The Imperative of Integration
- Cover
- Author: Elizabeth S. Anderson
- Language: English
- Subject: Racial integration, racial segregation, systematic racism, civil rights, affirmative action, housing integration policies
- Genre: Non-fiction
- Publisher: Princeton University Press
- Publication date: Sep 7, 2010
- Publication place: United States
- Media type: Digital (2010), paperback (2013)
- Pages: 264
- ISBN: 9781400836826
- Preceded by: Value in Ethics and Economics (1993)
- Followed by: Private Government: How Employers Rule our Lives (And Why We Don’t Talk About It) (2017)

= The Imperative of Integration =

2010 book by Elizabeth S. Anderson

The Imperative of Integration is a 2010 book by American philosopher Elizabeth Anderson, published by Princeton University Press. Blending empirical social science with political philosophy, the book argues for racial integration as a moral and democratic necessity to address systemic racial inequality in the United States. Anderson critiques segregation as a root cause of racial disparities in economic opportunity, social capital, and civic equality, proposing integration as a transformative ideal that promotes justice and enriches democracy. The book engages with debates on affirmative action, multiculturalism, and the limitations of colorblind ideologies.

==Summary==
The book studies the role of racial integration in addressing systemic racial inequalities in the United States. The author begins with an empirical analysis of segregation, which she identifies as the central cause of racial inequality. Drawing from social science literature, she demonstrates how segregation impacts access to resources, perpetuates stereotypes, and undermines democracy by fostering social hierarchies and unequal intergroup relations.
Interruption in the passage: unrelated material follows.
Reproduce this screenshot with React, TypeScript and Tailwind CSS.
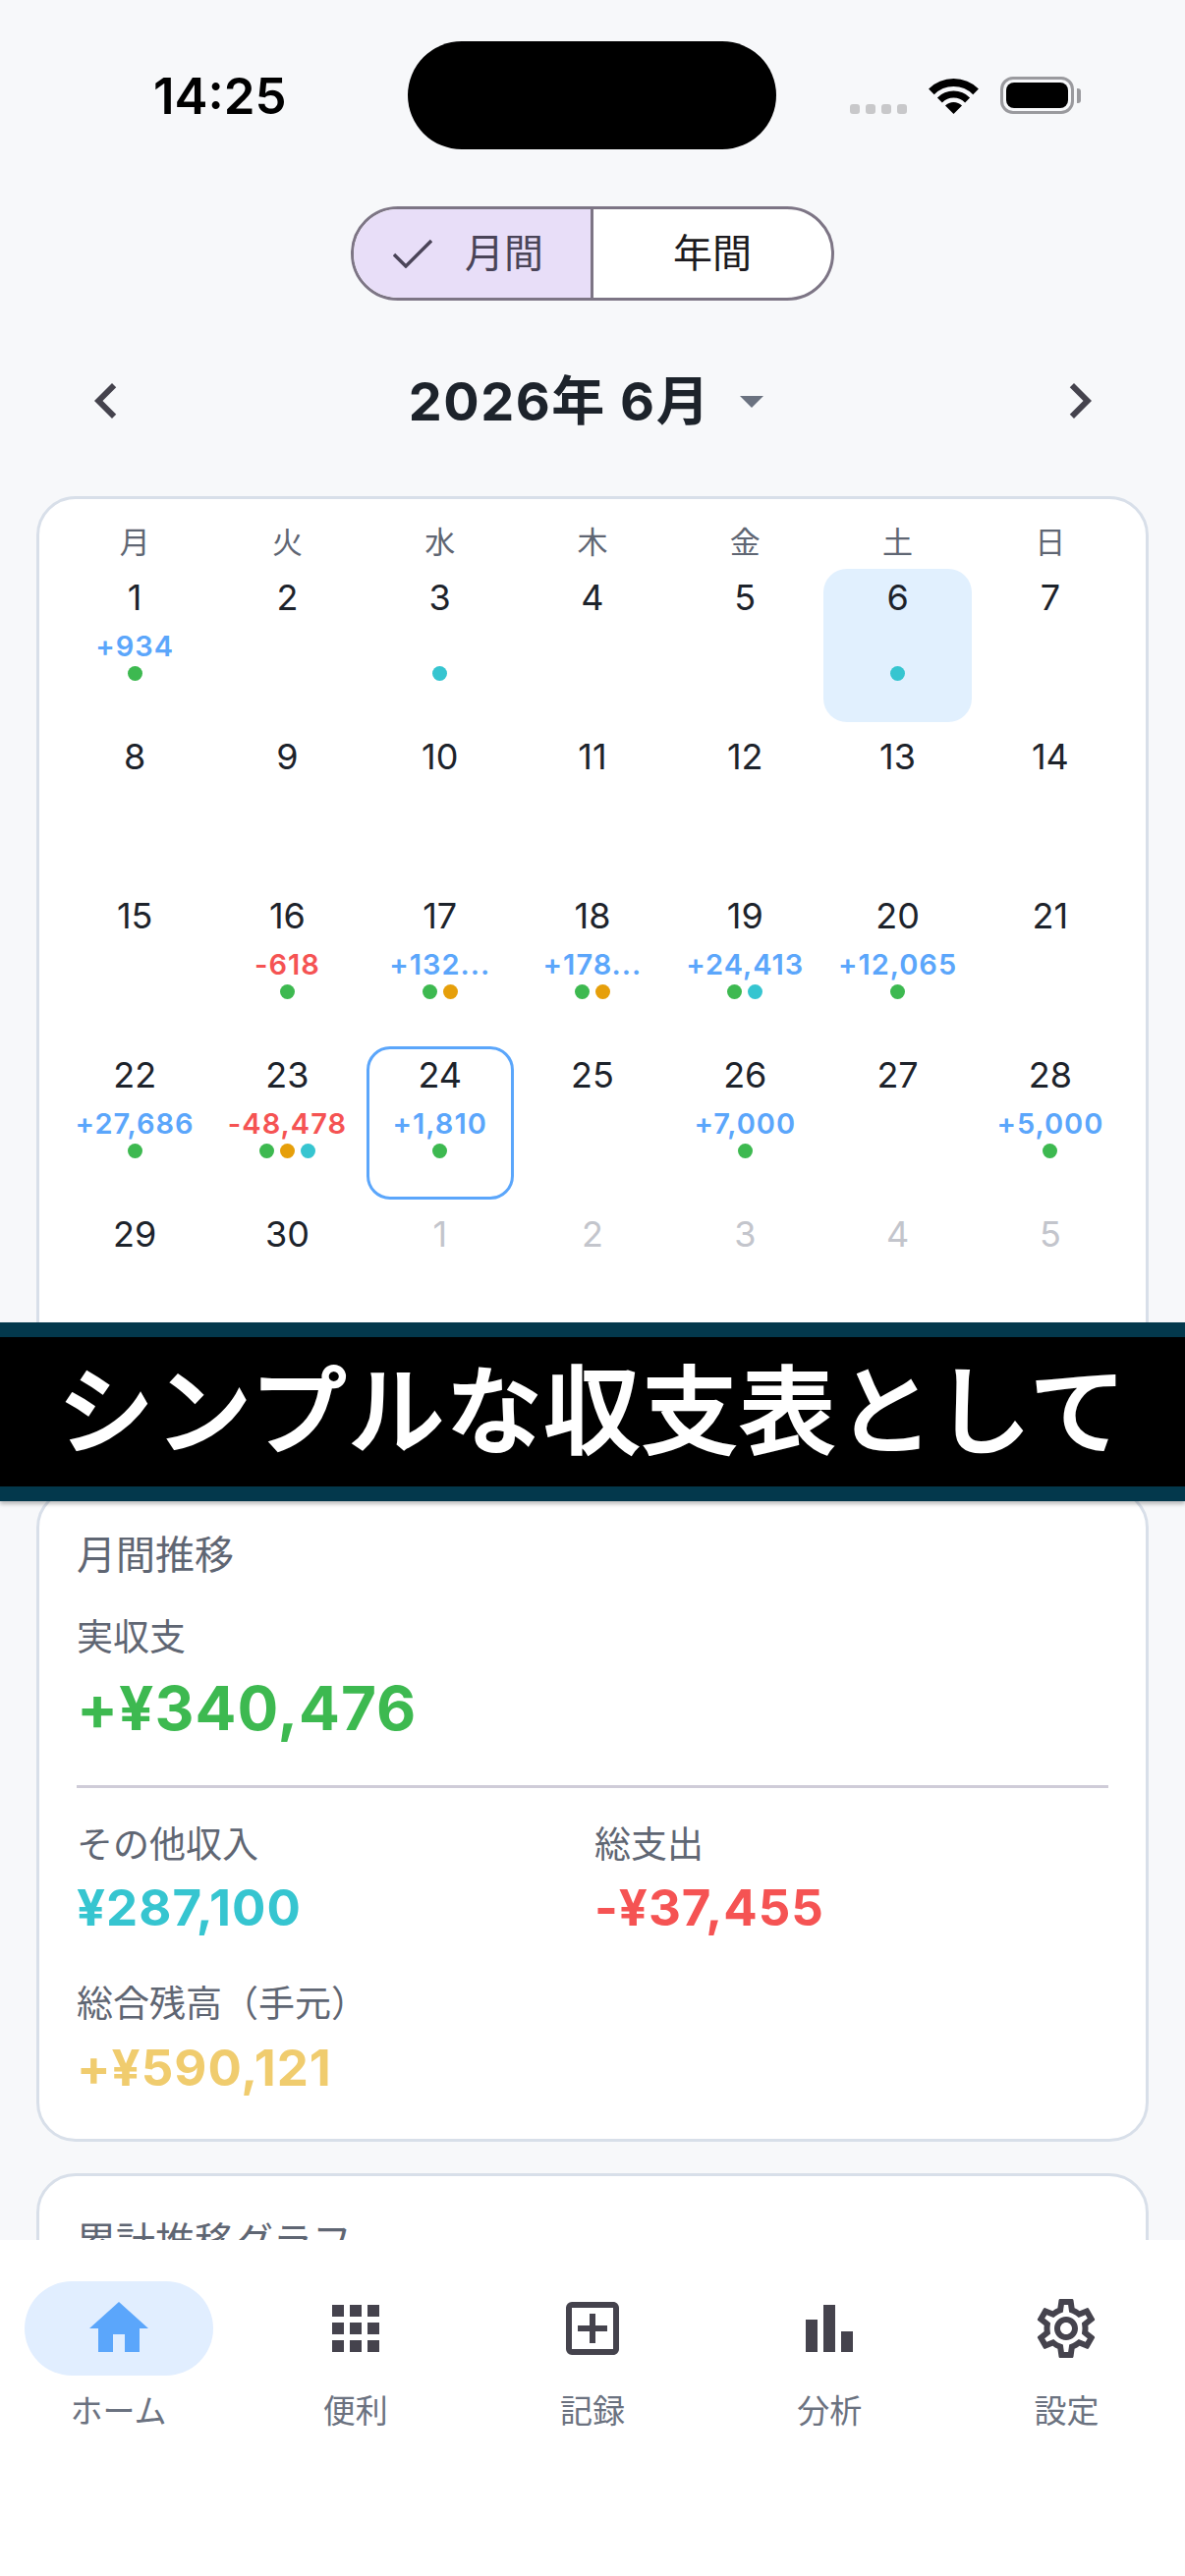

In subsequent chapters, Anderson critiques conservative views that attribute inequality to cultural pathology within marginalized groups and challenges the left's multiculturalist emphasis on racial identity over integration. She argues that neither colorblind policies nor multiculturalism sufficiently address the persistent effects of segregation. Instead, she advocates for an integrationist approach that combines democratic ideals with empirical evidence, promoting policies such as housing integration, (Note: Housing integration is a policy aimed at promoting diverse, inclusive communities by ensuring equitable access to housing opportunities regardless of race, ethnicity, or socioeconomic status.) affirmative action, and institutional reforms to dismantle systemic segregation.

The final chapters investigates theoretical and practical considerations, including the psychological and social challenges of integration and the potential benefits for encouraging equality, mutual respect, and robust democratic participation.

== Reception ==
In her review, Magali Bessone, (Note: Of the University of Rennes I) emphasized Anderson's application of her "relational theory of equality" to racial segregation in the United States and praised the book for its pragmatic use of social science. However, she noted that Anderson's method faced challenges when addressing the skepticism of some Black commentators, who saw integration as potentially assimilationist and dismissive of cultural self-determination.

Justo Serrano-Zamora commended the work for its rigorous combination of empirical analysis and normative reflection. He noted Anderson’s use of Charles Tilly’s concept of "durable inequality" and Iris Marion Young’s framework on intergroup oppression.

Danielle Allen said that Anderson convincingly demonstrated segregation as a fundamental cause of inequality, offering integration as a means to restore equality and democracy. .

Michael O. Emerson, of Rice University, described Anderson's work as a synthesis of political philosophy and empirical social science and praised its depth but noted some weaknesses, including what he thought as Anderson’s failure to clearly define key concepts such as "segregation" and "integration."

Benjamin R. Hertzberg said that Anderson persuasively argued for racial integration as a moral and democratic necessity, grounding her claims in extensive evidence. However, Hertzberg critiqued Anderson’s methodological reliance on non-ideal theory, suggesting it underappreciated the role of political ideals in defining social problems.

In her review, Sharon Stanley highlighted Anderson’s revival of racial integration as a central goal for achieving justice and democracy. She praised the author's combination of empirical analysis and theoretical argument.